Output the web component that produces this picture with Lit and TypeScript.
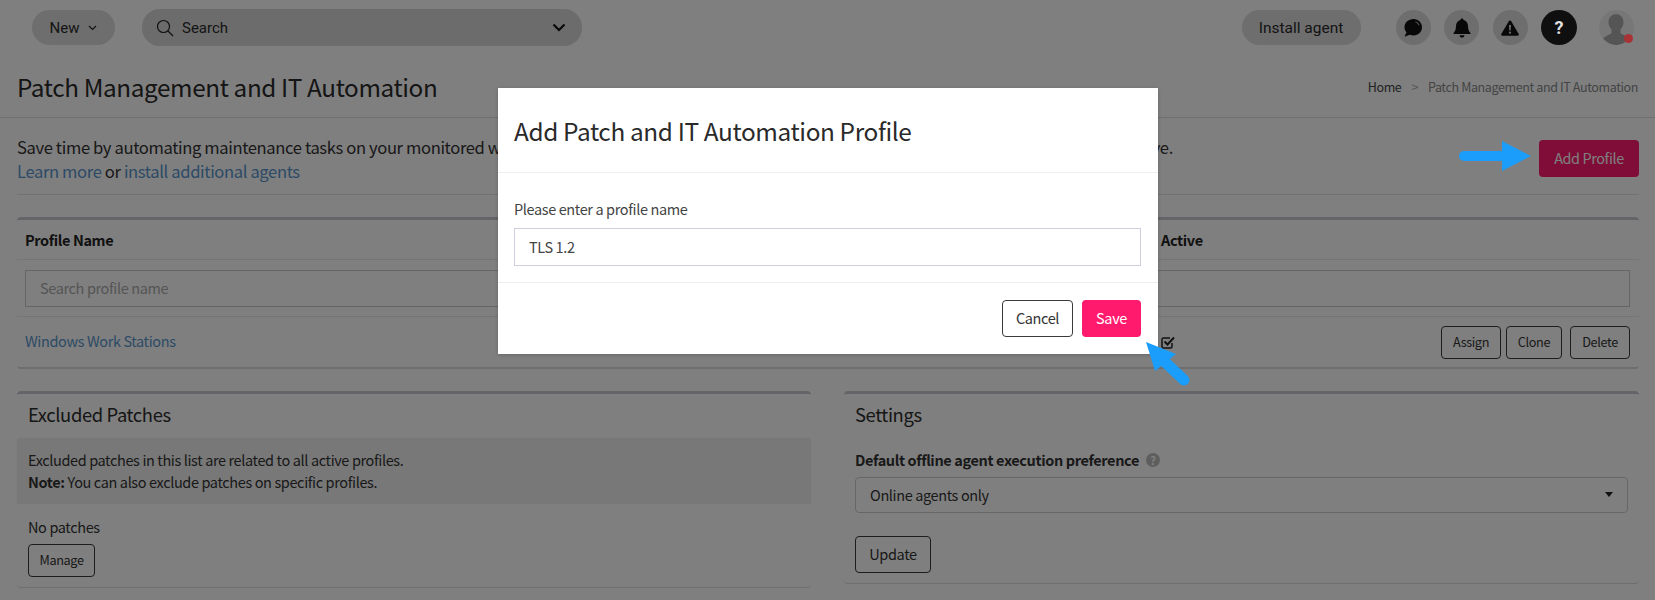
import { LitElement, html, css } from "lit";
import { customElement } from "lit/decorators.js";

@customElement("app-root")
export class AppRoot extends LitElement {
  static styles = css`
    :host { display: block; height: 600px; width: 1655px; position: relative; overflow: hidden; background: #fff;
      font-family: "Noto Sans CJK SC", "Source Sans Pro", sans-serif; color: #222; font-size: 14.5px; letter-spacing: -0.026em; }
    * { box-sizing: border-box; }
    a { color: #5a96cc; text-decoration: none; }
    .topbar { height: 55px; display: flex; align-items: center; padding: 0 21px 0 32px; font-family: Roboto, sans-serif; letter-spacing: 0; }
    .pill { background: #dcdcdc; border-radius: 18px; height: 35px; display: flex; align-items: center; }
    .new { width: 83px; justify-content: center; gap: 9px; font-size: 15px; margin-right: 27px; color: #2a2a2a; }
    .search { width: 440px; height: 37px; background: #d8d8d8; padding: 0 16px 0 14px; gap: 8px; font-size: 15px; color: #2a2a2a; }
    .search span { flex: 1; }
    .install { width: 119px; justify-content: center; font-size: 15.5px; margin-left: auto; margin-right: 35px; color: #2a2a2a; }
    .ico { width: 35px; height: 35px; border-radius: 50%; background: #dcdcdc; display: flex; align-items: center; justify-content: center; margin-right: 13.5px; flex: none; }
    .ico.help { background: #0f0f0f; width: 36px; margin-right: 22px; color: #e0e0e0; font: 700 18px Roboto, sans-serif; position: relative; z-index: 2; }
    .avatar { width: 35px; height: 35px; border-radius: 50%; background: #efefef; position: relative; flex: none; }
    .avatar svg { display: block; border-radius: 50%; }
    .dot { position: absolute; right: 1px; bottom: 2px; width: 9px; height: 9px; border-radius: 50%; background: #a83236; z-index: 2; }

    .head { height: 63px; border-bottom: 1px solid #dedede; display: flex; align-items: center; justify-content: space-between; padding: 0 17px 0; }
    h1 { font-size: 24.3px; font-weight: 400; margin: 0; color: #2a2a2a; }
    .crumb { font-size: 12.5px; color: #888; display: flex; gap: 10px; }
    .crumb b { font-weight: 400; color: #444; }
    .crumb i { font-style: normal; color: #aaa; }
    .info { margin: 0 16px 0 17px; height: 77px; border-bottom: 1px solid #e4e4e4; padding-top: 17px; display: flex; justify-content: space-between; align-items: flex-start; }
    .info p { margin: 0; font-size: 16.6px; line-height: 24px; white-space: nowrap; color: #333; }
    .primary { background: #ff1a6e; color: #fff; border: 0; border-radius: 4px; font: inherit; display: flex; align-items: center; justify-content: center; padding-bottom: 2px; }
    .add { width: 100px; height: 37px; margin-top: 5px; font-size: 14.4px; }

    .card { border-top: 3px solid #cbcbd2; border-radius: 4px; border-bottom: 1px solid #ddd; }
    .table { margin: 22px 16px 22px 17px; height: 152px; border-bottom-width: 2px; }
    .row { display: grid; grid-template-columns: 1144px 1fr; border-bottom: 1px solid #eaeaea; }
    .row:last-child { border-bottom: 0; }
    .hrow { height: 40px; align-items: center; font-weight: 700; }
    .hrow div:first-child { padding-left: 8px; }
    .srow { height: 57px; padding: 10px 9px 0 8px; display: block; }
    .sinput { height: 37px; border: 1px solid #ccc; color: #aaa; padding: 0 0 2px 14px; display: flex; align-items: center; }
    .drow { height: 51px; align-items: center; }
    .drow > div:first-child { padding: 0 0 4px 8px; }
    .actions { display: flex; align-items: center; justify-content: space-between; padding-right: 9px; }
    .btns { display: flex; gap: 5px; }
    .btn { border: 1px solid #3a3a3a; border-radius: 4px; background: transparent; display: flex; align-items: center; justify-content: center; color: #333; font: inherit; padding-bottom: 2px; }
    .sm { height: 33px; font-size: 12.7px; }
    .cols { margin: 0 16px 0 17px; display: grid; grid-template-columns: 794px 795px; gap: 33px; align-items: start; }
    h2 { font-size: 18.4px; font-weight: 400; margin: 0; color: #2c2c2c; line-height: 40px; height: 44px; }
    .left { height: 197px; }
    .left h2 { padding-left: 11px; }
    .note { background: #f1f1f1; height: 66px; padding: 11px 11px; line-height: 22px; color: #333; }
    .np { padding: 12px 11px 0; line-height: 22px; color: #333; }
    .manage { width: 67px; margin: 6px 0 0 11px; }
    .right { height: 193px; padding: 0 11px; }
    .lbl { font-weight: 700; margin-top: 11px; line-height: 22px; display: flex; align-items: center; gap: 7px; color: #333; }
    .q { width: 14px; height: 14px; border-radius: 50%; background: #bdbdbd; color: #fff; font-size: 11px; display: flex; align-items: center; justify-content: center; }
    .sel { height: 36px; margin-top: 6px; border: 1px solid #cfcfcf; border-radius: 4px; padding: 0 14px 2px; display: flex; align-items: center; justify-content: space-between; color: #333; background: #fff; }
    .caret { width: 0; height: 0; border: 4px solid transparent; border-top: 5px solid #222; border-bottom: 0; }
    .update { width: 76px; height: 37px; margin-top: 23px; }

    .overlay { position: absolute; inset: 0; z-index: 1; background: rgba(0,0,0,.5); display: flex; justify-content: center; align-items: flex-start; }
    .modal { width: 660px; height: 266px; margin: 88px 0 0 1px; background: #fff; box-shadow: 0 1px 4px rgba(0,0,0,.2); display: flex; flex-direction: column; }
    .mh { height: 85px; border-bottom: 1px solid #eee; padding: 0 16px; display: flex; align-items: center; }
    .mh h3 { font-size: 24.4px; font-weight: 400; margin: 0; color: #2a2a2a; }
    .mb { height: 110px; border-bottom: 1px solid #eee; padding: 25px 17px 0 16px; }
    .mb label { display: block; line-height: 22px; color: #444; font-size: 14.5px; }
    .input { height: 38px; margin-top: 8px; border: 1px solid #cdd0dc; padding: 0 0 2px 14px; display: flex; align-items: center; color: #444; }
    .mf { padding: 17px 17px 0 0; display: flex; justify-content: flex-end; gap: 9px; }
    .mf .btn { width: 71px; height: 37px; }
    .mf .primary { width: 59px; height: 37px; }
    .arrows { position: absolute; inset: 0; z-index: 3; pointer-events: none; }
  `;

  render() {
    return html`
      <div class="topbar">
        <div class="pill new">New
          <svg width="9" height="6" viewBox="0 0 9 6"><path d="M1 1l3.5 3.5L8 1" fill="none" stroke="#222" stroke-width="1.2"/></svg>
        </div>
        <div class="pill search">
          <svg width="18" height="18" viewBox="0 0 18 18"><circle cx="7.5" cy="7.5" r="6" fill="none" stroke="#222" stroke-width="1.2"/><path d="M12 12l5 5" stroke="#222" stroke-width="1.2"/></svg>
          <span>Search</span>
          <svg width="14" height="9" viewBox="0 0 14 9"><path d="M1.5 1.5L7 7l5.5-5.5" fill="none" stroke="#111" stroke-width="2.2"/></svg>
        </div>
        <div class="pill install">Install agent</div>
        <div class="ico">
          <svg width="20" height="20" viewBox="0 0 20 20"><path d="M10.5 1C5.5 1 1.5 4.6 1.5 9.2c0 2 .7 3.7 2 5.1L1.5 18.8l5.3-2c1.1.5 2.4.7 3.7.7 5 0 8.5-3.6 8.5-8.2S15.5 1 10.5 1z" fill="#111"/><path d="M12.5 4c1.6.4 3 1.6 3.5 3.2" fill="none" stroke="#dcdcdc" stroke-width="1"/></svg>
        </div>
        <div class="ico">
          <svg width="18" height="20" viewBox="0 0 18 20"><path d="M9 0.5c-.9 0-1.500.6-1.500 1.400C4.600 2.600 3 5 3 8c0 3.600-1 5.300-2.500 7v1h17v-1C16 13.300 15 11.600 15 8c0-3-1.600-5.400-4.500-6.100C10.500 1.100 9.900.5 9 .5z" fill="#111"/><path d="M6.500 17.200h5a2.500 2.500 0 0 1-5 0z" fill="#111"/></svg>
        </div>
        <div class="ico">
          <svg width="18" height="16" viewBox="0 0 18 16"><path d="M9 .5c.5 0 .9.3 1.200.8l7.500 12.700c.4.800 0 1.700-1 1.700H1.300c-1 0-1.400-.9-1-1.700L7.800 1.300C8.100.8 8.500.5 9 .5z" fill="#111"/><path d="M8 5h2l-.3 5.500H8.300z" fill="#dcdcdc"/><circle cx="9" cy="12.700" r="1.100" fill="#dcdcdc"/></svg>
        </div>
        <div class="ico help">?</div>
        <div class="avatar">
          <svg width="35" height="35" viewBox="0 0 35 35"><path d="M18 4c-5 0-8.500 3.500-8.500 8 0 3 1.200 5.500 3 7.500v3.500c-1.500 1.800-6 2.500-8.500 5.500 3 4 8 6.500 13 6.500s9.500-2.500 13-6.500c-2.500-3-7-3.700-8.500-5.500v-3.500c1.800-2 3-4.500 3-7.500 0-4.500-3.500-8-8-8z" fill="#ababab"/></svg>
          <div class="dot"></div>
        </div>
      </div>
      <div class="head">
        <h1>Patch Management and IT Automation</h1>
        <div class="crumb"><b>Home</b><i>&gt;</i><span>Patch Management and IT Automation</span></div>
      </div>
      <div class="info">
        <p>Save time by automating maintenance tasks on your monitored workstations and servers. Set up a profile then assign it to the agents you'd like to keep active.<br><a>Learn more</a> or <a>install additional agents</a></p>
        <div class="primary add">Add Profile</div>
      </div>
      <div class="card table">
        <div class="row hrow"><div>Profile Name</div><div>Active</div></div>
        <div class="row srow"><div class="sinput">Search profile name</div></div>
        <div class="row drow">
          <div><a>Windows Work Stations</a></div>
          <div class="actions">
            <svg width="14" height="13" viewBox="0 0 14 13"><path d="M11 7v3.500a1.500 1.500 0 0 1-1.500 1.500h-7A1.500 1.500 0 0 1 1 10.500v-7A1.500 1.500 0 0 1 2.500 2H9" fill="none" stroke="#222" stroke-width="1.500"/><path d="M3.500 5.500l3 3L13 1.500" fill="none" stroke="#222" stroke-width="2"/></svg>
            <div class="btns">
              <div class="btn sm" style="width:60px">Assign</div>
              <div class="btn sm" style="width:56px">Clone</div>
              <div class="btn sm" style="width:60px;margin-left:3px">Delete</div>
            </div>
          </div>
        </div>
      </div>
      <div class="cols">
        <div class="card left">
          <h2>Excluded Patches</h2>
          <div class="note">Excluded patches in this list are related to all active profiles.<br><b>Note:</b> You can also exclude patches on specific profiles.</div>
          <div class="np">No patches</div>
          <div class="btn sm manage">Manage</div>
        </div>
        <div class="card right">
          <h2>Settings</h2>
          <div class="lbl">Default offline agent execution preference <span class="q">?</span></div>
          <div class="sel">Online agents only <span class="caret"></span></div>
          <div class="btn update">Update</div>
        </div>
      </div>
      <div class="overlay">
        <div class="modal">
          <div class="mh"><h3>Add Patch and IT Automation Profile</h3></div>
          <div class="mb">
            <label>Please enter a profile name</label>
            <div class="input">TLS 1.2</div>
          </div>
          <div class="mf">
            <div class="btn">Cancel</div>
            <div class="primary">Save</div>
          </div>
        </div>
      </div>
      <svg class="arrows" width="1655" height="600" viewBox="0 0 1655 600">
        <path d="M1464 156H1504" stroke="#1a9dfb" stroke-width="10" stroke-linecap="round"/>
        <path d="M1502 141L1531 156L1502 171z" fill="#1a9dfb"/>
        <path d="M1165 362L1184 380" stroke="#1a9dfb" stroke-width="11" stroke-linecap="round"/>
        <path d="M1146 342L1176 354L1155 371z" fill="#1a9dfb"/>
      </svg>
    `;
  }
}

---

_Brief:_
Select every line above that contains the word "this", and copy it.

_Task answer:_
Output the web component that produces this picture with Lit and TypeScript.
          <div class="note">Excluded patches in this list are related to all active profiles.<br><b>Note:</b> You can also exclude patches on specific profiles.</div>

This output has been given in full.